There is much that we have to talk about in Trinidad and Tobago as regards race, sex, class and even State-sponsored censorship […]

But it’s hard to get started without political fanatics jumping in to fog up the conversation.

Meanwhile, blogger BC Pires suggested [27] that although the Gosein's message was not well constructed, surely he had the right to say it:

In the so-called Land of Calypso, where, in poetry, dead calypsonians decompose but compose still, a mediocre ribald song has been raised to treason, in the eyes of the field slaves who have taken over the Great House. […]
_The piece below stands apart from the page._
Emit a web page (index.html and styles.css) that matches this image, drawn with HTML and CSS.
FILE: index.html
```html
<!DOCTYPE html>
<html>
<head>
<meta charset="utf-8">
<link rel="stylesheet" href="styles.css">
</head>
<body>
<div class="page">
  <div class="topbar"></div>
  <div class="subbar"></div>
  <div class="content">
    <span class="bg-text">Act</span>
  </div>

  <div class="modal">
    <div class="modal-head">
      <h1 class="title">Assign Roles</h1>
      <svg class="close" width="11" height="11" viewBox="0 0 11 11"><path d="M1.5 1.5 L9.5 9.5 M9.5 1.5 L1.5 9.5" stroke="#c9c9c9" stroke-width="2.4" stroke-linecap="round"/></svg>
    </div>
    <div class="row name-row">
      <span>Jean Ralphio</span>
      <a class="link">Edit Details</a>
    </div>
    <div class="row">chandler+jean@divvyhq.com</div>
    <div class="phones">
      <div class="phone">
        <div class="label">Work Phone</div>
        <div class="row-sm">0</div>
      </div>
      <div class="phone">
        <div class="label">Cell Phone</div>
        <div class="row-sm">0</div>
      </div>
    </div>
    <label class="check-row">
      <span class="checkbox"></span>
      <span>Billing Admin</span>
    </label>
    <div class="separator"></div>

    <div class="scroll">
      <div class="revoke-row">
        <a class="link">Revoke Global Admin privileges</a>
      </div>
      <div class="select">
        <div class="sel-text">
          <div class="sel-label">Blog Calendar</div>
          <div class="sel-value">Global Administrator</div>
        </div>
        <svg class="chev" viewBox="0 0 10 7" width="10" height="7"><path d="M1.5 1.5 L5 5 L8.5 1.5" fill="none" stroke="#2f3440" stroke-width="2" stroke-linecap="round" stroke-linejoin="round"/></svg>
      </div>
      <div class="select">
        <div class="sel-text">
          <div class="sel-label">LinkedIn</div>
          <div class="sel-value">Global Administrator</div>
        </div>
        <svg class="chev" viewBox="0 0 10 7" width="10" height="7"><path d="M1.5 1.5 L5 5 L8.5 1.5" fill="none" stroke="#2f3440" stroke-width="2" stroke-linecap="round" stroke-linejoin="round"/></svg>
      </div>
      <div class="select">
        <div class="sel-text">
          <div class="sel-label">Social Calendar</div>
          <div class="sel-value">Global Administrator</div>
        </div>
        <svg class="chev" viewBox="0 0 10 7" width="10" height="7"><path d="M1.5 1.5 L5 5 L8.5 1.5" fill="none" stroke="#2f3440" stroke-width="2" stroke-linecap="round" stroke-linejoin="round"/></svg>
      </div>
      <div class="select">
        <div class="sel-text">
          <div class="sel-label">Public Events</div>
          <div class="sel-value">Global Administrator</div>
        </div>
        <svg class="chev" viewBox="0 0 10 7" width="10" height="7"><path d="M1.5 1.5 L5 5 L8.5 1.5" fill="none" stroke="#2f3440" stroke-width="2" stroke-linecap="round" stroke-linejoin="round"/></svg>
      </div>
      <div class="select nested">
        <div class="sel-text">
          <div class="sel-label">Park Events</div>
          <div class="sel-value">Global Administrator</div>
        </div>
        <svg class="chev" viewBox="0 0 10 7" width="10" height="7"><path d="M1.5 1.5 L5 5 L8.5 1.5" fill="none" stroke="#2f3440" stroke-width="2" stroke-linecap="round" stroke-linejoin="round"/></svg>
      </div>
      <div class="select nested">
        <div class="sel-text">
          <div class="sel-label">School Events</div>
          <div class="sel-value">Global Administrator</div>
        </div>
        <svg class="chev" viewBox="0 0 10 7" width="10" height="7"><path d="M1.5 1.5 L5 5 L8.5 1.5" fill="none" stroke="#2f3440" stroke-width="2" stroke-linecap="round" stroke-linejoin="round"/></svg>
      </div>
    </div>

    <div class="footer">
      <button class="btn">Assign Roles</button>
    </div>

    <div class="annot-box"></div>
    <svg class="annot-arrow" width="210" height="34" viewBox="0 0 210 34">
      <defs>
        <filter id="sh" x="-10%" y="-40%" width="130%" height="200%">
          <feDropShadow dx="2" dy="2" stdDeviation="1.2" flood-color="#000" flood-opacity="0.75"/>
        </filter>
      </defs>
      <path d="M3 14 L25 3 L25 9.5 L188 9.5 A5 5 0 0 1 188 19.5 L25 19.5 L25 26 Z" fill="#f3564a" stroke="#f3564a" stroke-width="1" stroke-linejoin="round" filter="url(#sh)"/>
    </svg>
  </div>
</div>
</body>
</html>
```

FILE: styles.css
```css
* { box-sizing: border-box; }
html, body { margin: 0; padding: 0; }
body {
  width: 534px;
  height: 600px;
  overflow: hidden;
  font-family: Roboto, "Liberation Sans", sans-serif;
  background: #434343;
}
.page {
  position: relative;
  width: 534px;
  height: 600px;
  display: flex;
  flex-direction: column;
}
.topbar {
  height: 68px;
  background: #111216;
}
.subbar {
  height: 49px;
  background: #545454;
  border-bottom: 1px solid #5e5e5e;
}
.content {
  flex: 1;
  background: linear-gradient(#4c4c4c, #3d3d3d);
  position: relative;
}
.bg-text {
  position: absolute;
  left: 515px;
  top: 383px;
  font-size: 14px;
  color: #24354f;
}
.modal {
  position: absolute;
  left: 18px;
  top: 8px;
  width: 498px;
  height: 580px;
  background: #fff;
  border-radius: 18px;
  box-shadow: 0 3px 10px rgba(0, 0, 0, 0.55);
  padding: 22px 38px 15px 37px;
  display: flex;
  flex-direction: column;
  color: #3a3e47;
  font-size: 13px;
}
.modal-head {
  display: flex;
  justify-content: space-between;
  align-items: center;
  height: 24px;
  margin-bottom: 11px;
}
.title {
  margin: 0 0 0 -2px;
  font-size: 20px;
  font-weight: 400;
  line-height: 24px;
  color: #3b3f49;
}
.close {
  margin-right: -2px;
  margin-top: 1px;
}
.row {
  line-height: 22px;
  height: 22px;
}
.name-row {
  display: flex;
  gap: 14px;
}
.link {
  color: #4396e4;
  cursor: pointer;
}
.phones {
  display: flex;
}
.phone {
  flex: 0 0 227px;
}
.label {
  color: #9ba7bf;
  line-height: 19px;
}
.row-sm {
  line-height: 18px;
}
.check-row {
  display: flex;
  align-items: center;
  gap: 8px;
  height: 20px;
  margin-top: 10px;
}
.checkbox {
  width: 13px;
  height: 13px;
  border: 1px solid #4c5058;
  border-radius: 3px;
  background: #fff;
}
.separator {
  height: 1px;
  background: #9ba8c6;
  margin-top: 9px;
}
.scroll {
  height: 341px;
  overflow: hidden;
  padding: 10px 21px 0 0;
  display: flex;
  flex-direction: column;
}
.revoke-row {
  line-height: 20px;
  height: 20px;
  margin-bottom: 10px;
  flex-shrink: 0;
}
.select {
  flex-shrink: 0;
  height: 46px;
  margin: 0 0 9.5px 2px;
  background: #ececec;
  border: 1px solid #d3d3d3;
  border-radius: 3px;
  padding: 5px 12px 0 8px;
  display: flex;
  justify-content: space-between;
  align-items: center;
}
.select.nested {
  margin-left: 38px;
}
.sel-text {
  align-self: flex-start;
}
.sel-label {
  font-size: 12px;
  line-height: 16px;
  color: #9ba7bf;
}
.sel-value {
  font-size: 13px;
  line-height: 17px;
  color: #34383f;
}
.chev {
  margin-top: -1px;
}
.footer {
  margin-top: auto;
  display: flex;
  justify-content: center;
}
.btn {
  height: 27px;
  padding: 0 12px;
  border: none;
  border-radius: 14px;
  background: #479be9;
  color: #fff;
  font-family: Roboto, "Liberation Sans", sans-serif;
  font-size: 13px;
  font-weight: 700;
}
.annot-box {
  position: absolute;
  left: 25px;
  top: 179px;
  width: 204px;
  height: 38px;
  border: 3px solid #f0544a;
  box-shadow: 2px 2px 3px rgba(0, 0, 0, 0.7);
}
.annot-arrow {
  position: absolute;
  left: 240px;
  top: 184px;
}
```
Does any office really need to be protected, at the expense of free speech, from a poorly-made, poor-taste joke?

Pires found it ironic that the dignity of an office could be lowered by toilet humour when the prime minister himself recently threatened [28] “to put on his ‘shit-kicker’ boots for another Member of Parliament”, suggested [29] that women — like golf courses — needed daily “grooming”, and was in a heated row [30] with the country's president over which of them was being dishonest [31].

On a separate public thread, one commenter, Kian, who was not a fan of the song, answered his question [32]:

NO one is denying Massive’s right to perform in any way he can. […]
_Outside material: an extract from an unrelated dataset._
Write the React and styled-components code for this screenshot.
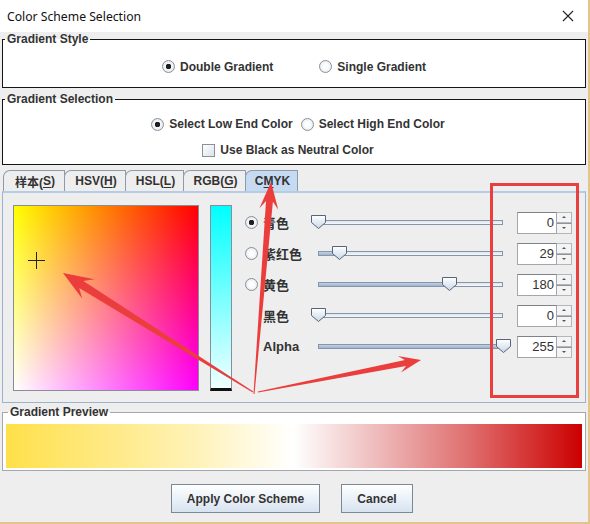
import styled, { createGlobalStyle } from "styled-components";

const GlobalStyle = createGlobalStyle`
  html, body {
    margin: 0;
    padding: 0;
    background: #eeeeee;
  }
  body {
    font-family: "Liberation Sans", Arial, "Noto Sans CJK SC", sans-serif;
    color: #333;
  }
`;

const rows = [
  { label: "青色", value: 0, radio: true, checked: true },
  { label: "紫红色", value: 29, radio: true },
  { label: "黄色", value: 180, radio: true },
  { label: "黑色", value: 0 },
  { label: "Alpha", value: 255 },
];

const tabs = [
  { text: "样本(", key: "S", after: ")", width: 62 },
  { text: "HSV(", key: "H", after: ")", width: 62 },
  { text: "HSL(", key: "L", after: ")", width: 59 },
  { text: "RGB(", key: "G", after: ")", width: 63 },
  { text: "C", key: "M", after: "YK", width: 53, selected: true },
];

// polygon for a tapering annotation arrow
const arrowPoints = (tail, tip, headLen, headW, shaftW, tailW = 1) => {
  const dx = tip[0] - tail[0];
  const dy = tip[1] - tail[1];
  const len = Math.hypot(dx, dy);
  const ux = dx / len;
  const uy = dy / len;
  const nx = -uy;
  const ny = ux;
  const barb = [tip[0] - ux * headLen, tip[1] - uy * headLen];
  const neck = [tip[0] - ux * headLen * 0.72, tip[1] - uy * headLen * 0.72];
  const p = (b, w) => `${(b[0] + nx * w).toFixed(1)},${(b[1] + ny * w).toFixed(1)}`;
  return [
    p(tail, tailW / 2),
    p(neck, shaftW / 2),
    p(barb, headW / 2),
    `${tip[0]},${tip[1]}`,
    p(barb, -headW / 2),
    p(neck, -shaftW / 2),
    p(tail, -tailW / 2),
  ].join(" ");
};

const Radio = ({ checked }) => (
  <RadioDot $checked={checked} />
);

const Spinner = ({ value }) => (
  <SpinBox>
    <SpinField>{value}</SpinField>
    <SpinButtons>
      <SpinButton>
        <Tri $up />
      </SpinButton>
      <SpinButton>
        <Tri />
      </SpinButton>
    </SpinButtons>
  </SpinBox>
);

const Slider = ({ value }) => {
  const pos = (value / 255) * 185;
  return (
    <SliderBox>
      <Track>
        <TrackFill style={{ width: pos }} />
      </Track>
      <Thumb style={{ left: pos - 8 }} width="17" height="16" viewBox="0 0 17 16">
        <defs>
          <linearGradient id="thumbg" x1="0" y1="0" x2="0" y2="1">
            <stop offset="0" stopColor="#ffffff" />
            <stop offset="1" stopColor="#c9d6e6" />
          </linearGradient>
        </defs>
        <path d="M1.5 1.5 H15.5 V8.5 L8.5 14.5 L1.5 8.5 Z" fill="url(#thumbg)" stroke="#55657a" strokeWidth="1" />
      </Thumb>
    </SliderBox>
  );
};

const App = () => {
  return (
    <>
      <GlobalStyle />
      <Window>
        <TitleBar>
          <span>Color Scheme Selection</span>
          <CloseIcon width="12" height="12" viewBox="0 0 12 12">
            <path d="M1 1 L11 11 M11 1 L1 11" stroke="#222" strokeWidth="1.1" />
          </CloseIcon>
        </TitleBar>

        <Body>
          <Group>
            <Legend>Gradient Style</Legend>
            <OptionRow $height={41} $gap={46} $shift={0}>
              <Option>
                <Radio checked />
                Double Gradient
              </Option>
              <Option>
                <Radio />
                Single Gradient
              </Option>
            </OptionRow>
          </Group>

          <Group $top={4}>
            <Legend>Gradient Selection</Legend>
            <SelectionBody>
              <OptionRow $height={20} $gap={8} $shift={4}>
                <Option>
                  <Radio checked />
                  Select Low End Color
                </Option>
                <Option>
                  <Radio />
                  Select High End Color
                </Option>
              </OptionRow>
              <OptionRow $height={20} $shift={-6}>
                <Option>
                  <CheckBox />
                  Use Black as Neutral Color
                </Option>
              </OptionRow>
            </SelectionBody>
          </Group>

          <TabStrip>
            {tabs.map((t) => (
              <Tab key={t.key} $width={t.width} $selected={t.selected}>
                {t.text}
                <u>{t.key}</u>
                {t.after}
              </Tab>
            ))}
          </TabStrip>
          <TabPanel>
            <ColorSquare>
              <Crosshair width="17" height="17" viewBox="0 0 17 17">
                <path d="M8.5 0 V17 M0 8.5 H17" stroke="#222" strokeWidth="1" />
              </Crosshair>
            </ColorSquare>
            <Strip />
            <Controls>
              {rows.map((r) => (
                <ControlRow key={r.label}>
                  <RadioCell>{r.radio && <Radio checked={r.checked} />}</RadioCell>
                  <RowLabel>{r.label}</RowLabel>
                  <Slider value={r.value} />
                  <Spinner value={r.value} />
                </ControlRow>
              ))}
            </Controls>
          </TabPanel>

          <PreviewGroup>
            <Legend>Gradient Preview</Legend>
            <PreviewBar />
          </PreviewGroup>

          <ButtonRow>
            <Button $width={149}>Apply Color Scheme</Button>
            <Button $width={72}>Cancel</Button>
          </ButtonRow>
        </Body>

        <Annotations width="590" height="524" viewBox="0 0 590 524">
          <rect x="491.5" y="184.5" width="86" height="212" fill="none" stroke="#e8403f" strokeWidth="3" />
          <polygon points={arrowPoints([254, 394], [271, 182], 27, 19, 7)} fill="#ec3d3d" />
          <polygon points={arrowPoints([253, 392], [63, 273], 30, 23, 8)} fill="#ec3d3d" />
          <polygon points={arrowPoints([258, 392], [421, 360], 22, 17, 6)} fill="#ec3d3d" />
        </Annotations>
      </Window>
    </>
  );
};

const Window = styled.div`
  position: relative;
  width: 588px;
  height: 522px;
  border-right: 2px solid #e3c48c;
  border-bottom: 2px solid #e3c48c;
  background: #eeeeee;
  display: flex;
  flex-direction: column;
  overflow: hidden;
`;

const TitleBar = styled.div`
  height: 32px;
  flex: none;
  background: #ffffff;
  display: flex;
  align-items: center;
  justify-content: space-between;
  padding: 0 14px 0 7px;
  font-family: "Segoe UI", "Noto Sans", "Open Sans", sans-serif;
  font-size: 12.2px;
  color: #111;
`;

const CloseIcon = styled.svg`
  display: block;
`;

const Body = styled.div`
  flex: 1;
  display: flex;
  flex-direction: column;
  padding: 0 2px 0 2px;
  font-size: 12px;
  font-weight: bold;
`;

const Group = styled.fieldset`
  margin: ${(p) => p.$top || 0}px 0 0 0;
  padding: 0;
  border: 1px solid #151515;
  background: #ffffff;
  min-width: 0;
`;

const Legend = styled.legend`
  margin-left: 2px;
  padding: 0 2px;
  font-size: 12px;
  font-weight: bold;
  line-height: 14px;
  color: #333;
`;

const OptionRow = styled.div`
  height: ${(p) => p.$height}px;
  display: flex;
  align-items: center;
  justify-content: center;
  gap: ${(p) => p.$gap || 0}px;
  margin-left: ${(p) => (p.$shift || 0) * 2}px;
`;

const SelectionBody = styled.div`
  display: flex;
  flex-direction: column;
  gap: 6px;
  padding: 8px 0 4px;
`;

const Option = styled.label`
  display: flex;
  align-items: center;
  gap: 5px;
  color: #333;
`;

const RadioDot = styled.span`
  width: 11px;
  height: 11px;
  border-radius: 50%;
  border: 1px solid #8b8f96;
  background: radial-gradient(circle at 50% 50%, ${(p) => (p.$checked ? "#1e1e1e 0 2.5px, #f4f6f9 3px" : "#ffffff 0, #ffffff 2px")}, #dbe2ea 100%);
  flex: none;
`;

const CheckBox = styled.span`
  width: 11px;
  height: 11px;
  border: 1px solid #8d9096;
  background: linear-gradient(135deg, #ffffff, #dbe2ea);
  flex: none;
`;

const TabStrip = styled.div`
  display: flex;
  margin: 5px 0 0 1px;
  height: 21px;
`;

const Tab = styled.div`
  width: ${(p) => p.$width}px;
  box-sizing: border-box;
  height: 21px;
  display: flex;
  align-items: center;
  justify-content: center;
  padding-left: 2px;
  border: 1px solid #8e9aab;
  border-bottom: none;
  border-top-left-radius: 7px;
  margin-left: -1px;
  background: ${(p) => (p.$selected ? "#c6dbf2" : "#eeeeee")};
  font-family: "Liberation Sans", Arial, "Noto Sans CJK SC", sans-serif;
  font-size: 12px;
  font-weight: bold;
  color: #333;
  &:first-child {
    margin-left: 0;
  }
  u {
    text-decoration-thickness: 1px;
    text-underline-offset: 2px;
  }
`;

const TabPanel = styled.div`
  height: 212px;
  border: 1px solid #9db2cd;
  border-top: 2px solid #b6cbe4;
  box-sizing: border-box;
  display: flex;
  align-items: flex-start;
  padding: 12px 0 0 10px;
`;

const ColorSquare = styled.div`
  position: relative;
  width: 184px;
  height: 184px;
  border: 1px solid #8a8d98;
  background: linear-gradient(to right, #ffffff, #ff00ff);
  flex: none;
  &::before {
    content: "";
    position: absolute;
    inset: 0;
    background: linear-gradient(to right, #ffff00, #ff0000);
    -webkit-mask-image: linear-gradient(to bottom, #000, transparent);
    mask-image: linear-gradient(to bottom, #000, transparent);
  }
`;

const Crosshair = styled.svg`
  position: absolute;
  left: 14px;
  top: 46px;
`;

const Strip = styled.div`
  width: 20px;
  margin-left: 11px;
  border: 1px solid #8a8d98;
  border-bottom: 3px solid #111;
  box-sizing: content-box;
  height: 182px;
  background: linear-gradient(to bottom, #00ffff, #f0ffff);
  flex: none;
`;

const Controls = styled.div`
  display: flex;
  flex-direction: column;
  margin: 2px 0 0 13px;
`;

const ControlRow = styled.div`
  height: 31px;
  display: flex;
  align-items: center;
`;

const RadioCell = styled.div`
  width: 13px;
  display: flex;
  margin-right: 5px;
`;

const RowLabel = styled.span`
  width: 55px;
  font-family: "Liberation Sans", Arial, "Noto Sans CJK SC", sans-serif;
  font-size: 13px;
  font-weight: bold;
  color: #333;
`;

const SliderBox = styled.div`
  position: relative;
  width: 185px;
  height: 16px;
  display: flex;
  align-items: center;
`;

const Track = styled.div`
  width: 100%;
  height: 5px;
  border: 1px solid #8595aa;
  box-sizing: border-box;
  background: linear-gradient(to bottom, #dfe5ec, #f5f7fa);
  display: flex;
`;

const TrackFill = styled.div`
  height: 100%;
  background: linear-gradient(to bottom, #c3d2e4, #9fb4cc);
`;

const Thumb = styled.svg`
  position: absolute;
  top: -1px;
  display: block;
`;

const SpinBox = styled.div`
  display: flex;
  margin-left: 14px;
  height: 22px;
`;

const SpinField = styled.div`
  width: 36px;
  height: 20px;
  border: 1px solid #a3a6ab;
  border-top-color: #7f8389;
  background: #ffffff;
  display: flex;
  align-items: center;
  justify-content: flex-end;
  padding-right: 2px;
  font-size: 13px;
  font-weight: normal;
  color: #333;
`;

const SpinButtons = styled.div`
  display: flex;
  flex-direction: column;
  width: 15px;
`;

const SpinButton = styled.div`
  flex: 1;
  border: 1px solid #b3b6bb;
  border-left: none;
  background: #f4f4f4;
  display: flex;
  align-items: center;
  justify-content: center;
  & + & {
    border-top: 1px solid #8f949b;
  }
`;

const Tri = styled.span`
  width: 0;
  height: 0;
  border-left: 2px solid transparent;
  border-right: 2px solid transparent;
  ${(p) => (p.$up ? "border-bottom: 2px solid #555;" : "border-top: 2px solid #555;")}
`;

const PreviewGroup = styled.fieldset`
  margin: 2px 0 0 0;
  padding: 5px 3px 2px 3px;
  border: 1px solid #a5a7aa;
  background: #ffffff;
  min-width: 0;
`;

const PreviewBar = styled.div`
  height: 44px;
  background: linear-gradient(to right, #ffe04a, #fff2b8 33%, #ffffff 50%, #eeb8b8 65%, #e07070 80%, #cc0000);
`;

const ButtonRow = styled.div`
  display: flex;
  justify-content: center;
  gap: 21px;
  margin-top: 13px;
  padding-right: 4px;
`;

const Button = styled.button`
  width: ${(p) => p.$width}px;
  height: 29px;
  border: 1px solid #7b8897;
  border-radius: 0;
  background: linear-gradient(to bottom, #ffffff, #d7e3f0);
  font-family: "Liberation Sans", Arial, sans-serif;
  font-size: 12px;
  font-weight: bold;
  color: #333;
  padding: 0;
`;

const Annotations = styled.svg`
  position: absolute;
  left: 0;
  top: 0;
  pointer-events: none;
`;

export default App;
Calypsonians are a needed commodity in our culture. The are the only ones who says what is on our minds and put it in song and melody. We sing their songs in our lonely moments, we praise them when they hit our at our enemies, we lament the thoughts they express when we are compromised and we sing their melodies when we think of the quality of life they sing about in their songs. […]

I do not want the calypsonian to be edited, censored or banned […] but they must be mindful that not just because they have a license, they can say whatever they want or do whatever they want; they have an obligation to those who buy their products. Those products will either catapult them into stardom or make them an objectionable quality to the art they profess to represent.

Regardless of netizens’ opinions about the song, there is no doubt that the controversy has increased public awareness of it, as is usually the case when content is censored.